Back in the doldrums
19 / 09 / 2011
THE message this year: profits are higher than expected on the back of less cargo than expected. The message next year: we will be back in the doldrums, IATA stated.
The tail-end of 2011 will be brighter for airlines with an upgrading of IATA’s industry profit expectations to US$6.9 billion, up from $4 billion projected in June.
Despite the improvements, profitability at these levels is still exceptionally weak (1.2 per cent net margin) considering the industry’s total revenues of $594 billion, the association added.
Airfreight has stagnated since the start of the year – IATA compressed its full-year volume growth projection from 5.5 per cent to 1.4 per cent. Airlines are expected to carry 46.4 million tonnes of cargo in 2011, down from the previous forecast of 48.2 million.
Cargo volumes reached their post-recession peak in May 2010, largely driven by re-stocking. July’s traffic was four per cent lower than that level. It appears unlikely that a revival in airfreight will begin before next year.
For 2012, IATA projects profits to decline to $4.9 billion on revenues of $632 billion for a net margin of just 0.8 per cent.
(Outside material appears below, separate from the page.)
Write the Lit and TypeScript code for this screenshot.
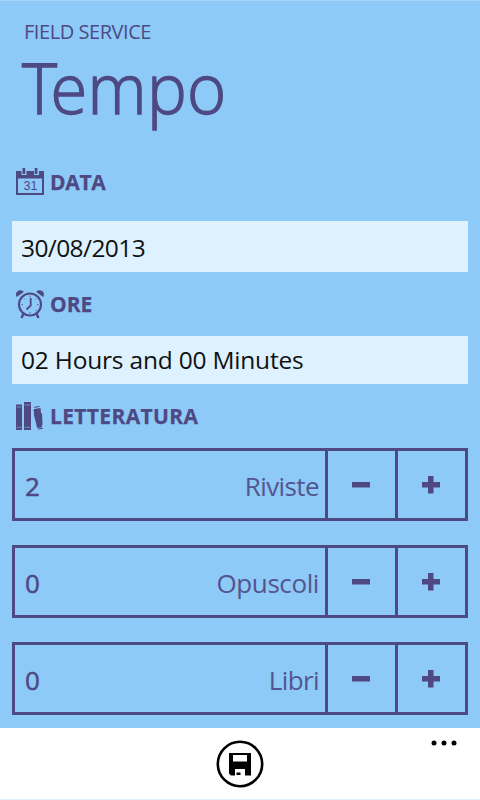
import { LitElement, html, css, svg } from "lit";
import { customElement, property, state } from "lit/decorators.js";

const calendarIcon = svg`
  <path d="M0 3h28v24H0z M2 10.500v14.500h24v-14.500z" fill-rule="evenodd" fill="#4e4983"/>
  <path d="M5.500 0h5v7h-5z M18 0h5v7h-5z" fill="#8dcaf8"/>
  <path d="M6.500 0h2.700v6H6.500z M18.700 0h2.700v6h-2.700z" fill="#4e4983"/>
  <text x="14.500" y="22" text-anchor="middle" font-size="12.500" fill="#4e4983" font-family="Liberation Sans, Arial, sans-serif">31</text>`;

const alarmIcon = svg`
  <g fill="none" stroke="#4e4983">
    <circle cx="14" cy="14.500" r="11" stroke-width="2.100"/>
    <path d="M14.700 8v7.500l-4.200 4" stroke-width="1.800"/>
    <path d="M7.500 23.500l-2 4.500M20.500 23.500l2 4.500" stroke-width="2.400"/>
    <path d="M14 5.500v1.500M14 22v1.500M5.500 14.500H7M21 14.500h1.500M8 8.500l1 1M20 8.500l-1 1M19.500 20l1 1" stroke-width=".8"/>
  </g>
  <path d="M.8 7C-1.200 3.500 1 .2 4.500.2c1.700 0 2.700.8 3.200 1.800zM27.200 7c2-3.500-.2-6.800-3.700-6.800-1.700 0-2.700.8-3.200 1.800z" fill="#4e4983"/>`;

const booksIcon = svg`
  <path d="M0 2.500h6V28H0zM8 0h7v28H8z" fill="#4e4983"/>
  <path d="M18 7l6.500-1 .5 5 1 1 .5 10-1 3.500-4.500.500-1-5-2-8z" fill="#4e4983"/>
  <path d="M.5 5h5M.5 25.300h5M8.500 3h6M8.500 25.300h6" stroke="#8dcaf8" stroke-width="1" opacity=".5"/>
  <path d="M18 5.300l5.500-.8M17.300 8.500h2M22 27.200l5-1" stroke="#4e4983" stroke-width="1" fill="none"/>`;

@customElement("section-title")
class SectionTitle extends LitElement {
  @property() icon = "";
  @property() label = "";
  @property({ type: Number }) spacing = 0;

  static styles = css`
    :host { display: flex; align-items: center; height: 30px; gap: 6px; padding-left: 16px; }
    .icon { width: 28px; height: 28px; flex: none; overflow: visible; }
    .label { font-weight: 700; font-size: 21px; line-height: 28px; color: #4e4983; -webkit-text-stroke: .25px #4e4983; }
  `;

  render() {
    const art = { calendar: calendarIcon, alarm: alarmIcon, books: booksIcon }[this.icon];
    return html`<svg class="icon" viewBox="0 0 28 28">${art}</svg>
      <span class="label" style="letter-spacing:${this.spacing}px">${this.label}</span>`;
  }
}

@customElement("counter-row")
class CounterRow extends LitElement {
  @property() label = "";
  @property({ type: Number }) value = 0;
  @property({ type: Number }) spacing = 0;

  static styles = css`
    :host { display: flex; box-sizing: border-box; height: 73px; border: 3px solid #4e4983; color: #4e4983; }
    .field { flex: 1; display: flex; justify-content: space-between; align-items: center; padding: 3px 6px 0 10px; font-size: 26px; line-height: 34px; }
    .value { font-weight: 500; font-size: 26px; -webkit-text-stroke: .5px #4e4983; }
    .label { opacity: .9; }
    .button { box-sizing: border-box; width: 70px; border: 0; border-left: 3px solid #4e4983; background: none; padding: 0 0 0 3px; display: flex; align-items: center; justify-content: flex-start; }
    .sign { width: 18px; height: 18px; margin-left: 21px; margin-top: 1px; fill: #4e4983; }
  `;

  render() {
    return html`
      <div class="field"><span class="value">${this.value}</span><span class="label" style="letter-spacing:${this.spacing}px">${this.label}</span></div>
      <button class="button" @click=${() => (this.value = Math.max(0, this.value - 1))}>
        <svg class="sign" viewBox="0 0 18 18"><path d="M0 6h18v5.500H0z"/></svg>
      </button>
      <button class="button" @click=${() => this.value++}>
        <svg class="sign" viewBox="0 0 18 18"><path d="M0 6h6V0h5.500v6H18v5.500h-6.500v6H6v-6H0z"/></svg>
      </button>`;
  }
}

@customElement("app-root")
class AppRoot extends LitElement {
  @state() private rows = [
    { label: "Riviste", value: 2, spacing: -0.6 },
    { label: "Opuscoli", value: 0, spacing: -0.4 },
    { label: "Libri", value: 0, spacing: -0.6 },
  ];

  static styles = css`
    :host { display: flex; flex-direction: column; box-sizing: border-box; width: 480px; height: 800px; overflow: hidden; background: #8dcaf8; border-top: 1px solid #a4d5f9; font-family: "Open Sans", "Noto Sans", sans-serif; color: #4e4983; }
    .app { font-size: 20px; line-height: 28px; padding: 17px 0 0 24px; letter-spacing: -.45px; height: 28px; }
    .title { margin: 0; font-weight: 300; font-size: 70px; line-height: 83px; height: 91px; padding-left: 22px; letter-spacing: .4px; -webkit-text-stroke: 1.400px #4e4983; transform: scaleX(.955); transform-origin: 22px 0; }
    .initial { letter-spacing: -7px; }
    .date-title { margin-top: 30px; }
    .input { margin: 0 12px; background: #def1ff; color: #111; font-size: 24.500px; padding-left: 9px; white-space: nowrap; }
    .date { margin-top: 24px; height: 51px; line-height: 54px; letter-spacing: -.6px; }
    .time-title { margin-top: 17px; }
    .time { margin-top: 17px; height: 48px; line-height: 48px; letter-spacing: -.2px; }
    .lit-title { margin-top: 17px; }
    .rows { display: flex; flex-direction: column; gap: 24px; margin: 17px 12px 0; }
    .bar { margin-top: 13px; flex: 1; background: #fff; border-bottom: 1px solid #def1ff; display: grid; grid-template-columns: 1fr 48px 1fr; padding-top: 12px; }
    .save { grid-column: 2; width: 48px; height: 48px; }
    .more { justify-self: end; width: 26px; height: 6px; margin-right: 23px; }
  `;

  render() {
    return html`
      <div class="app">FIELD SERVICE</div>
      <h1 class="title"><span class="initial">T</span>empo</h1>
      <section-title class="date-title" icon="calendar" label="DATA" spacing="-0.3"></section-title>
      <div class="input date">30/08/2013</div>
      <section-title class="time-title" icon="alarm" label="ORE" spacing="0"></section-title>
      <div class="input time">02 Hours and 00 Minutes</div>
      <section-title class="lit-title" icon="books" label="LETTERATURA" spacing="0.35"></section-title>
      <div class="rows">
        ${this.rows.map((r) => html`<counter-row .label=${r.label} .value=${r.value} .spacing=${r.spacing}></counter-row>`)}
      </div>
      <div class="bar">
        <svg class="save" viewBox="0 0 48 48">
          <circle cx="24" cy="24" r="22.200" fill="none" stroke="#000" stroke-width="2.600"/>
          <path fill-rule="evenodd" d="M13 13h22v22.500H15l-2-2zM17 15v6.500h14V15zM19 29v6.500h10V29z"/>
          <path d="M20.500 32.500h4v2.500h-4z"/>
        </svg>
        <svg class="more" viewBox="0 0 26 6">
          <circle cx="3" cy="3" r="2.500"/><circle cx="13" cy="3" r="2.500"/><circle cx="23" cy="3" r="2.500"/>
        </svg>
      </div>`;
  }
}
“We should keep the improvement in perspective,” Tony Tyler, IATA’s chief executive officer, said. “The $2.9 billion bottom line improvement is equal to about a half a perc ent of revenue and the margin is a paltry 1.2 per cent. Airlines are competing in a very tough environment. And 2012 will be even more difficult,” said Tyler.
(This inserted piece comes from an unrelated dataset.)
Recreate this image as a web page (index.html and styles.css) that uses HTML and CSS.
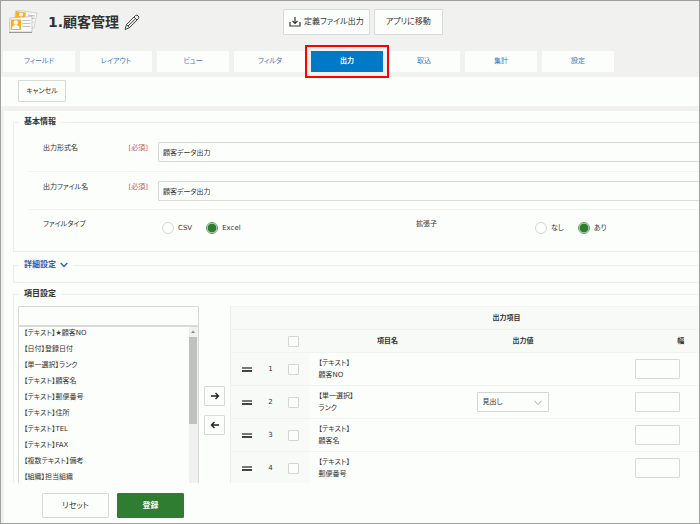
FILE: index.html
```html
<!DOCTYPE html>
<html lang="ja">

<head>
  <meta charset="UTF-8">
  <meta name="viewport" content="width=device-width, initial-scale=1.0">
  <title>1.顧客管理</title>
  <link rel="stylesheet" href="styles.css">
</head>

<body>

  <header class="app-header">
    <div class="app-title">
      <svg class="app-icon" width="29" height="24" viewBox="0 0 29 24">
        <path d="M7 0 L28 3 L25 18 L4 16 Z" fill="#fafafa" stroke="#c4c4c4" stroke-width=".7" />
        <path d="M7 1 L17 2.4 L16 8 L6 8 Z" fill="#f6b02c" />
        <circle cx="12" cy="4.5" r="2" fill="#fff" />
        <path d="M19 5 L26 6 M18.5 7.5 L25.5 8.5 M24 12 L25 12" stroke="#bbb" />
        <path d="M1 8 L23 6.500 L23 22 L0 22 Z" fill="#fafafa" stroke="#b4b4b4" stroke-width=".7" />
        <path d="M2 9.500 H12 V20 H1.500 Z" fill="#f8ad22" />
        <circle cx="6.800" cy="12.500" r="2.200" fill="#fff" />
        <path d="M3 19 Q3 15 6.800 15 Q10.500 15 10.500 19 Z" fill="#fff" />
        <path d="M13.500 10.500 H21.500 M13.500 13.500 H21.500 M13.500 16.500 H21.500" stroke="#c4c4c4" />
        <path d="M0 22.500 H23" stroke="#999" />
      </svg>
      <h1>1.顧客管理</h1>
      <svg width="16" height="17" viewBox="0 0 16 17" fill="none" stroke="#444" stroke-width="1">
        <path d="M1 15.500 L2.500 10.500 L11.500 1.500 Q13 .500 14.300 2 Q15.400 3.500 14.300 4.700 L5.500 13.700 Z" />
        <path d="M2.500 10.500 L5.500 13.700 M10 3 L13 6 M4 12 L11.800 4.500" />
      </svg>
    </div>
    <button class="btn btn-tool" type="button">
      <svg width="12" height="10" viewBox="0 0 12 10" fill="none" stroke="#333" stroke-width="1.200">
        <path d="M6 0 V6 M3.500 4 L6 6.500 L8.500 4 M1 5 V9 H11 V5" />
      </svg>
      定義ファイル出力
    </button>
    <button class="btn btn-tool" type="button">アプリに移動</button>
  </header>

  <nav class="tabs">
    <a href="#">フィールド</a>
    <a href="#">レイアウト</a>
    <a href="#">ビュー</a>
    <a href="#">フィルタ</a>
    <a href="#" class="active">出力</a>
    <a href="#">取込</a>
    <a href="#">集計</a>
    <a href="#">設定</a>
  </nav>

  <div class="toolbar">
    <button class="btn btn-cancel" type="button">キャンセル</button>
  </div>

  <form class="panel" id="outputForm">
    <div class="content">

      <fieldset class="basic">
        <legend>基本情報</legend>
        <div class="form-row">
          <label for="formatName">出力形式名 <span class="required">[必須]</span></label>
          <input type="text" id="formatName" value="顧客データ出力">
        </div>
        <div class="form-row">
          <label for="fileName">出力ファイル名 <span class="required">[必須]</span></label>
          <input type="text" id="fileName" value="顧客データ出力">
        </div>
        <div class="form-row halves">
          <div class="half" role="radiogroup" aria-labelledby="fileTypeLabel">
            <span class="row-label" id="fileTypeLabel">ファイルタイプ</span>
            <div class="radios">
              <label><input type="radio" name="fileType" value="csv">CSV</label>
              <label><input type="radio" name="fileType" value="excel" checked>Excel</label>
            </div>
          </div>
          <div class="half" role="radiogroup" aria-labelledby="extensionLabel">
            <span class="row-label" id="extensionLabel">拡張子</span>
            <div class="radios">
              <label><input type="radio" name="extension" value="0">なし</label>
              <label><input type="radio" name="extension" value="1" checked>あり</label>
            </div>
          </div>
        </div>
      </fieldset>

      <fieldset class="detail">
        <legend>
          <button class="toggle" type="button">詳細設定
            <svg width="8" height="6" viewBox="0 0 8 6" fill="none" stroke="#2f5fb8" stroke-width="1.400">
              <path d="M.7 1 L4 4.500 L7.300 1" />
            </svg>
          </button>
        </legend>
      </fieldset>

      <fieldset class="items">
        <legend>項目設定</legend>
        <div class="items-body">
          <div class="picker">
            <input type="text" class="search" aria-label="項目を検索">
            <div class="list">
              <select multiple aria-label="項目">
                <option>【テキスト】★顧客NO</option>
                <option>【日付】登録日付</option>
                <option>【単一選択】ランク</option>
                <option>【テキスト】顧客名</option>
                <option>【テキスト】郵便番号</option>
                <option>【テキスト】住所</option>
                <option>【テキスト】TEL</option>
                <option>【テキスト】FAX</option>
                <option>【複数テキスト】備考</option>
                <option>【組織】担当組織</option>
              </select>
              <div class="scrollbar">
                <svg width="8" height="10" viewBox="0 0 8 10"><path d="M2 6 L4 3.500 L6 6 Z" fill="#888" /></svg>
                <div class="thumb"></div>
              </div>
            </div>
          </div>

          <div class="movers">
            <button class="btn" type="button" aria-label="追加">
              <svg width="10" height="8" viewBox="0 0 10 8" fill="none" stroke="#222" stroke-width="1.400">
                <path d="M1 4 H8.500 M5.500 1 L8.500 4 L5.500 7" />
              </svg>
            </button>
            <button class="btn" type="button" aria-label="削除">
              <svg width="10" height="8" viewBox="0 0 10 8" fill="none" stroke="#222" stroke-width="1.400">
                <path d="M9 4 H1.500 M4.500 1 L1.500 4 L4.500 7" />
              </svg>
            </button>
          </div>

          <table class="outputs">
            <colgroup>
              <col class="col-drag">
              <col class="col-no">
              <col class="col-check">
              <col class="col-name">
              <col class="col-value">
              <col>
            </colgroup>
            <thead>
              <tr>
                <th colspan="6">出力項目</th>
              </tr>
              <tr>
                <th></th>
                <th></th>
                <th><input type="checkbox" aria-label="すべて選択"></th>
                <th>項目名</th>
                <th>出力値</th>
                <th>幅</th>
              </tr>
            </thead>
            <tbody>
              <tr>
                <td class="side"><span class="drag"></span></td>
                <td class="side no">1</td>
                <td class="side"><input type="checkbox" aria-label="1"></td>
                <td class="name">【テキスト】<br>顧客NO</td>
                <td></td>
                <td class="width"><input type="text" aria-label="幅 1"></td>
              </tr>
              <tr>
                <td class="side"><span class="drag"></span></td>
                <td class="side no">2</td>
                <td class="side"><input type="checkbox" aria-label="2"></td>
                <td class="name">【単一選択】<br>ランク</td>
                <td>
                  <div class="dropdown">
                    <select aria-label="出力値 2">
                      <option>見出し</option>
                    </select>
                    <svg width="8" height="6" viewBox="0 0 8 6" fill="none" stroke="#aaa">
                      <path d="M.5 .7 L4 4.700 L7.500 .7" />
                    </svg>
                  </div>
                </td>
                <td class="width"><input type="text" aria-label="幅 2"></td>
              </tr>
              <tr>
                <td class="side"><span class="drag"></span></td>
                <td class="side no">3</td>
                <td class="side"><input type="checkbox" aria-label="3"></td>
                <td class="name">【テキスト】<br>顧客名</td>
                <td></td>
                <td class="width"><input type="text" aria-label="幅 3"></td>
              </tr>
              <tr>
                <td class="side"><span class="drag"></span></td>
                <td class="side no">4</td>
                <td class="side"><input type="checkbox" aria-label="4"></td>
                <td class="name">【テキスト】<br>郵便番号</td>
                <td></td>
                <td class="width"><input type="text" aria-label="幅 4"></td>
              </tr>
            </tbody>
          </table>
        </div>
      </fieldset>

    </div>
  </form>

  <footer class="actions">
    <button class="btn" type="reset" form="outputForm">リセット</button>
    <button class="btn btn-primary" type="submit" form="outputForm">登録</button>
  </footer>

</body>

</html>
```
FILE: styles.css
```css
* {
  box-sizing: border-box;
}

body {
  margin: 0;
  height: 100vh;
  display: flex;
  flex-direction: column;
  overflow: hidden;
  border: 1px solid #a0a0a0;
  background: #f1f2f0;
  color: #333;
  font-family: "DejaVu Sans", "Noto Sans CJK JP", sans-serif;
  font-size: 7px;
  line-height: 12px;
  font-feature-settings: "palt";
}

button,
input,
select {
  margin: 0;
  color: inherit;
  font: inherit;
  font-feature-settings: inherit;
}

svg {
  flex: none;
}

input[type="text"] {
  height: 20px;
  padding: 0 4px;
  border: 1px solid #d8dad8;
  border-radius: 1px;
  background: #fcfefc;
}

.btn {
  display: flex;
  align-items: center;
  justify-content: center;
  padding: 0;
  border: 1px solid #d8dad8;
  border-radius: 1px;
  background: #fcfefc;
  cursor: pointer;
}

/* header */
.app-header {
  flex: none;
  display: flex;
  align-items: center;
  gap: 4px;
  height: 50px;
  padding: 0 8px 8px;
}

.app-title {
  display: flex;
  align-items: center;
  width: 270px;
}

.app-title h1 {
  margin: 0 5px 0 10px;
  font-size: 14px;
  line-height: 20px;
  font-weight: 600;
}

.btn-tool {
  gap: 3px;
  height: 26px;
  padding: 0 5px;
  font-size: 8px;
}

.btn-tool:last-child {
  padding: 0 11px;
}

/* tabs */
.tabs {
  flex: none;
  display: flex;
  gap: 5px;
  padding: 0 2px 5px;
}

.tabs a {
  width: 72px;
  background: #fcfefc;
  color: #3f74c4;
  line-height: 21px;
  text-align: center;
  text-decoration: none;
}

.tabs .active {
  position: relative;
  outline: 2px solid #f00;
  outline-offset: 4px;
  background: #007ac7;
  color: #fff;
  font-weight: bold;
}

.toolbar {
  flex: none;
  padding: 3px 17px 4px;
  margin-bottom: 5px;
  background: #fcfefc;
}

.btn-cancel {
  width: 48px;
  height: 22px;
}

/* main panel, runs past the right edge */
.panel {
  flex: 1;
  min-height: 0;
  margin-left: 3px;
  overflow: hidden;
  background: #fcfefc;
}

.content {
  margin-right: -90px;
  padding: 5px 0 0 9px;
}

fieldset {
  min-width: 0;
  margin: 0;
  padding: 0 14px;
  border: 1px solid #eceeec;
}

legend {
  margin-left: -9px;
  padding: 0 5px;
  font-size: 8px;
  font-weight: bold;
}

.basic {
  padding-top: 5px;
  padding-bottom: 4px;
  margin-bottom: 7px;
}

.form-row {
  display: flex;
  height: 38px;
  padding: 9px 0 0 15px;
}

.form-row + .form-row {
  border-top: 1px solid #f1f3f1;
}

.form-row > label {
  display: flex;
  justify-content: space-between;
  width: 115px;
  padding-right: 10px;
}

.required {
  color: #c0605c;
}

.form-row > input {
  flex: 1;
}

.halves {
  padding-top: 8px;
  padding-left: 0;
}

.half {
  flex: 1;
  display: flex;
  padding-left: 15px;
}

.row-label {
  width: 119px;
}

.radios {
  display: flex;
  align-items: flex-start;
  gap: 14px;
  padding-top: 4px;
}

.radios label {
  display: flex;
  align-items: center;
  gap: 4px;
}

input[type="radio"] {
  appearance: none;
  width: 12px;
  height: 12px;
  border: 1px solid #d4d6d4;
  border-radius: 50%;
  background: #fcfefc;
}

input[type="radio"]:checked {
  border-color: #5e9c60;
  background: radial-gradient(circle, #2f7d31 4px, #fcfefc 5px);
}

.detail {
  margin-bottom: 5px;
  padding-bottom: 11px;
}

.toggle {
  display: flex;
  align-items: center;
  gap: 4px;
  padding: 0;
  border: 0;
  background: none;
  color: #2f5fb8;
  cursor: pointer;
}

/* item settings */
.items {
  padding: 0 6px 0 4px;
}

.items legend {
  margin-left: 1px;
}

.items-body {
  display: flex;
  align-items: flex-start;
  padding-top: 6px;
}

.picker {
  width: 181px;
}

.search {
  display: block;
  width: 100%;
}

.list {
  display: flex;
  height: 200px;
  border: 1px solid #d8dad8;
}

.list select {
  flex: 1;
  height: 100%;
  padding: 0;
  border: 0;
  outline: 0;
  overflow: hidden;
  background: #fcfefc;
}

.list option {
  min-height: 16px;
  padding: 0 5px;
  line-height: 16px;
}

.scrollbar {
  width: 9px;
  background: #eff0ef;
}

.thumb {
  width: 8px;
  height: 87px;
  background: #bfc1bf;
}

.scrollbar svg {
  display: block;
}

.movers {
  display: flex;
  flex-direction: column;
  gap: 9px;
  padding: 80px 5px 0;
}

.movers .btn {
  width: 21px;
  height: 20px;
}

.outputs {
  flex: 1;
  table-layout: fixed;
  border-collapse: collapse;
}

.col-drag {
  width: 32px;
}

.col-no {
  width: 16px;
}

.col-check {
  width: 30px;
}

.col-name {
  width: 158px;
}

.col-value {
  width: 113px;
}

.outputs tr {
  height: 33px;
}

.outputs thead tr {
  height: 23px;
}

.outputs th,
.outputs td {
  padding: 0;
  border-top: 1px solid #f1f3f1;
}

.outputs th,
.outputs .side {
  background: #f8faf8;
  text-align: center;
}

.outputs th:first-child,
.outputs td:first-child {
  border-left: 1px solid #eceeec;
}

.outputs .name {
  padding-left: 10px;
}

.outputs .width {
  padding-left: 55px;
}

.width input {
  width: 45px;
}

input[type="checkbox"] {
  appearance: none;
  display: block;
  width: 11px;
  height: 11px;
  margin: 0 auto;
  border: 1px solid #d4d6d4;
  border-radius: 1px;
  background: #fcfefc;
}

.drag {
  display: block;
  width: 10px;
  height: 5px;
  margin: 0 auto;
  border-top: 2px solid #777;
  border-bottom: 2px solid #444;
}

.dropdown {
  position: relative;
  width: 72px;
  margin-left: 10px;
}

.dropdown select {
  appearance: none;
  display: block;
  width: 100%;
  height: 20px;
  padding: 0 5px;
  border: 1px solid #d4d6d4;
  border-radius: 1px;
  background: #fcfefc;
}

.dropdown svg {
  position: absolute;
  top: 8px;
  right: 7px;
}

/* bottom bar */
.actions {
  flex: none;
  display: flex;
  gap: 8px;
  margin-left: 3px;
  padding: 10px 38px 5px;
  background: #fcfefc;
}

.actions .btn {
  width: 67px;
  height: 25px;
  font-size: 8px;
}

.actions .btn-primary {
  border-color: #2f7d31;
  background: #2f7d31;
  color: #fff;
  font-weight: bold;
}
```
The industry forecast of a $4.9 billion profit is based on cargo markets that will grow at 4.2 per cent (three times the 1.4 per cent growth of 2011), but with no growth in yields.
“It looks like we are headed for another year in the doldrums. Relatively stronger economic growth and some rebound in cargo will help Asia Pacific airlines to maintain their 2012 profits close to 2011 levels at $2.3 billion. The rest of the industry will see declining profitability. The worst hit is expected to be Europe where the economic crisis means the industry is only expected to return a combined profit of $300 million. A long slow struggle lies ahead,” Tyler concluded.